Rosemary Lyster, co-director of the Australian Centre for Climate and Environmental Law at the University of Sydney, said more people are becoming sceptical of the major parties’ promises. They are also becoming aware that the Paris targets are only a modest contribution to solving the problem.
The poll also confirmed what we already know: more young people want climate action: among 18–34 year olds, 89% said more action is needed compared to 77% for those aged over 55. It would have been interesting to see the results from younger people aged, say, between 15–18 years old.
The survey also found that 86% wanted more of Australia’s energy to come from renewable energy sources; 68% agreed with putting a price on carbon emissions (which could either mean a pollution tax or tradeable permits) and 72% wanted more electric cars. It would have been interesting to see the response to a question about very fast trains and more investment in public transport.
The only conclusion to be drawn from this survey and the powerful high school strikes across Australia in the last 6 months is that the movement for climate action has outstripped what the major parties are offering to do.

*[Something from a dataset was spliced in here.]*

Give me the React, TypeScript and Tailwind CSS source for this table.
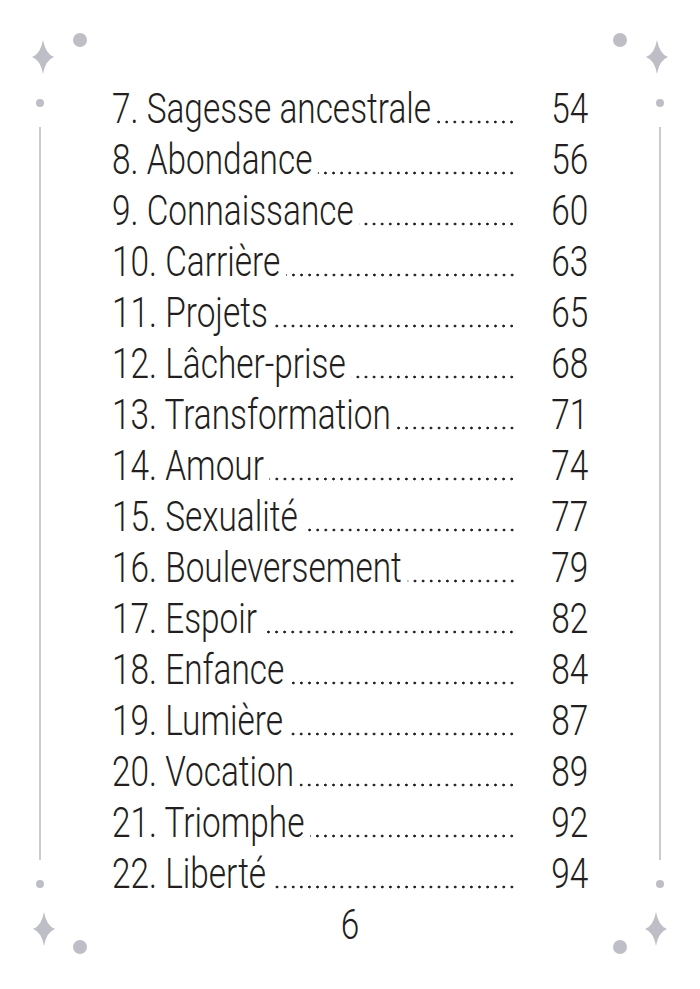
import React from 'react';

const entries = [
  { title: '7. Sagesse ancestrale', page: '54' },
  { title: '8. Abondance', page: '56' },
  { title: '9. Connaissance', page: '60' },
  { title: '10. Carrière', page: '63' },
  { title: '11. Projets', page: '65' },
  { title: '12. Lâcher-prise', page: '68' },
  { title: '13. Transformation', page: '71' },
  { title: '14. Amour', page: '74' },
  { title: '15. Sexualité', page: '77' },
  { title: '16. Bouleversement', page: '79' },
  { title: '17. Espoir', page: '82' },
  { title: '18. Enfance', page: '84' },
  { title: '19. Lumière', page: '87' },
  { title: '20. Vocation', page: '89' },
  { title: '21. Triomphe', page: '92' },
  { title: '22. Liberté', page: '94' },
];

// four-point sparkle centred on (cx, cy)
const Sparkle = ({ cx, cy }: { cx: number; cy: number }) => (
  <path
    d={`M${cx} ${cy - 17} Q${cx + 2.5} ${cy - 3} ${cx + 11} ${cy} Q${cx + 2.5} ${cy + 3} ${cx} ${cy + 17} Q${cx - 2.5} ${cy + 3} ${cx - 11} ${cy} Q${cx - 2.5} ${cy - 3} ${cx} ${cy - 17} Z`}
  />
);

const SideColumn = ({ side }: { side: 'left' | 'right' }) => {
  const left = side === 'left';
  const lineX = left ? 40 : 60;
  const starX = left ? 43 : 57;
  const circleX = left ? 80 : 20;
  return (
    <div className="w-[100px] flex flex-col">
      <svg width="100" height="110" className="fill-[#bebec6]">
        <Sparkle cx={starX} cy={57} />
        <circle cx={circleX} cy={40} r={7} />
        <circle cx={lineX} cy={103} r={4} />
      </svg>
      <div className={`mt-[17px] w-[2px] h-[733px] bg-[#cbcbcf] ${left ? 'ml-[39px]' : 'ml-[59px]'}`} />
      <svg width="100" height="129" className="fill-[#bebec6]">
        <circle cx={lineX} cy={24} r={4} />
        <Sparkle cx={left ? 44 : 56} cy={69} />
        <circle cx={circleX} cy={87} r={7} />
      </svg>
    </div>
  );
};

const App = () => {
  return (
    <div className="w-[700px] h-[989px] bg-white flex overflow-hidden font-['Roboto',sans-serif] text-[#231f20]">
      <SideColumn side="left" />

      {/* Contents */}
      <div className="w-[500px] flex flex-col pt-[83px]">
        <div className="ml-[12px] w-[599px] origin-left scale-x-[0.795]">
          {entries.map((entry) => (
            <div key={entry.title} className="flex items-baseline h-[51px] text-[42px] leading-[51px] font-light">
              <span className="whitespace-nowrap">{entry.title}</span>
              {/* dot leader, aligned from the right like a tab leader */}
              <span className="flex-1 min-w-0 ml-[7px] self-stretch bg-[radial-gradient(circle,#231f20_1.2px,transparent_1.7px)] bg-[length:10.2px_6px] bg-[position:right_36px] bg-repeat-x" />
              <span className="w-[91px] text-right">{entry.page}</span>
            </div>
          ))}
        </div>
        <div className="w-full text-center text-[42px] leading-[51px] font-light scale-x-[0.795]">6</div>
      </div>

      <SideColumn side="right" />
    </div>
  );
};

export default App;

As Australia’s former Chief Scientist Professor Penny Sackett said on May 16: “the time is now”. The next government must take “immediate and drastic action” as “Australians have paid dearly for the chain dragging of previous governments on climate action”.
The only solution is to keep up the pressure for change. Regardless of which major party takes government after this climate election, they have no mandate for not taking real action on climate change.